Born: December 12, 1928 - New York, New York

Died: December 27, 2011 - Darien, Connecticut

"What concerns me when I work, is not whether the picture is a landscape, or whether it's pastoral, or whether somebody will see a sunset in it. What concerns me is - did I make a beautiful picture?"

Synopsis

Helen Frankenthaler was among the most influential artists of the mid-twentieth century. Introduced early in her career to major artists such as Jackson Pollock and Franz Kline (and Robert Motherwell, whom she later married), Frankenthaler was influenced by Abstract Expressionist painting practices, but developed her own distinct approach to the style.
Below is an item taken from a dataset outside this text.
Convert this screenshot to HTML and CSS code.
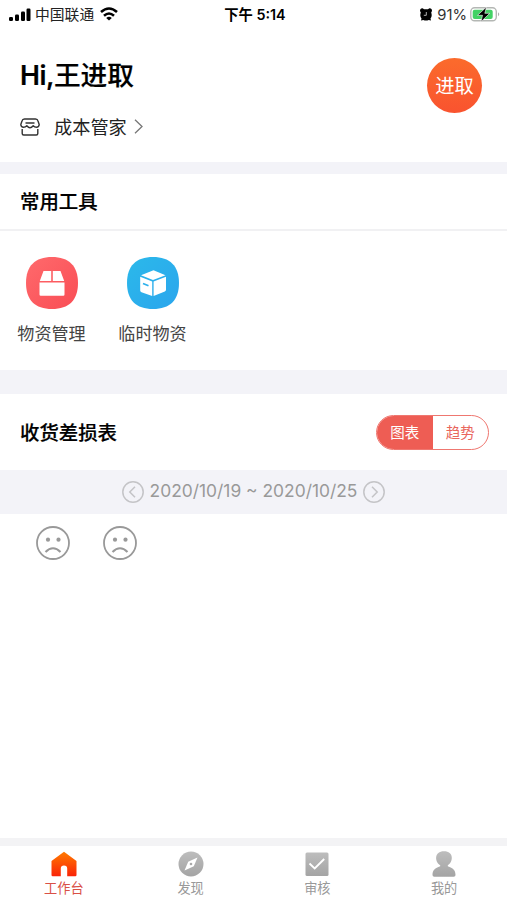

She invented the "soak-stain" technique, in which she poured turpentine-thinned paint onto canvas, producing luminous color washes that appeared to merge with the canvas and deny any hint of three-dimensional illusionism. Her breakthrough gave rise to the movement promoted by the influential art critic Clement Greenberg as the "next big thing" in American art: Color Field painting, marked by airy compositions that celebrated the joys of pure color and gave an entirely new look and feel to the surface of the canvas. Later in her career, Frankenthaler turned her attention to other artistic media, most notably woodcuts, in which she achieved the quality of painting, in some cases replicating the effects of her soak-stain process.